Moving into long-distance hiking can pose a bit of an adjustment compared to what you are used to. It will definitely be worth it, though.
You’ll be able to get away and experience nature in a deeper way. These long-distance hiking guidelines are sure to erase any misgivings you may have.
There is no need to feel intimidated, but it is advisable to be thoughtful and cautious.
Let’s dive right in.
Who Can Go On Long-Distance Hikes?
A long-distance hike is one that is spread out over a longer period of time. It can take up to a week, a month, or even longer.
For people who are just getting into long-distance hiking, this amount of time can seem quite imposing or even impossible.
While long-distance hikes will put your endurance to the test, both physical and mental, they do not really require you to be an Olympic-level athlete in order to take part.
You should definitely start slow and ease yourself into it. Also bear in mind that even the most experienced hikers get discouraged from time to time.

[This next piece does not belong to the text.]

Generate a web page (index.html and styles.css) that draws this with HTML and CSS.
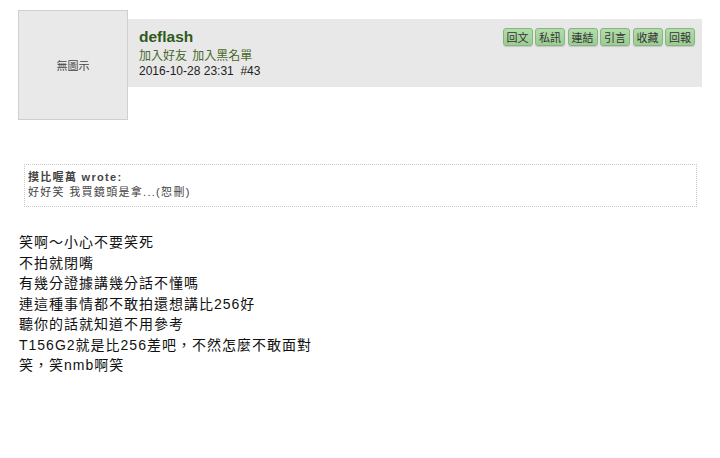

5 Popular Long-Distance Trails
Here’s a short list of some of the most famous long-distance trails in America. Sure enough, there are hundreds of others and you can pick based on your own preference.
1. The Appalachian Trail
Located in the Appalachian Mountains this is a legendary trail that’s 2189 miles long and spreads from Georgia to Maine.
2. The Pacific Crest Trail
Known as P.C.T., this challenging path is 2654 miles long and Reese Witherspoon walked on it in the movie “Wild” (2014). It’s located in the West Coast and spreads from Mexico to Canada.
3. John Muir Trail
Another legendary path, carrying the name of the man known as “the Father of the National Parks”, this scenic trail starts from Yosemite Valley and ends in the mountains of Whitney. This trail is 211 miles long.
4. The Colorado Trail
If there’s one state that’s heaven for hikers and backpackers, that’s Colorado. And there are plenty of gorgeous trails in Colorado. The CT is 483 miles long. It’s in Central Colorado and it starts at the Waterton Canyon near Denver and continues to Durango.
5. The Continental Divide Trail
With its staggering 3100 miles, completing this trail is an outstanding feat and a real triumph. Located in the mighty Rocky Mountains, the path goes form Glacier National Park to Big Hatchet Mountains at the US-Mexico border.
A favorite long distance itinerary that I often take is in the Adirondacks. There are some really cool trails and demanding peaks to hike there.
Any substantial experience in nature requires at least a little bit of planning. You have surely done this with shorter hikes as well.
You want to know where you are going and be somewhat prepared for any challenges that may arise on your hike.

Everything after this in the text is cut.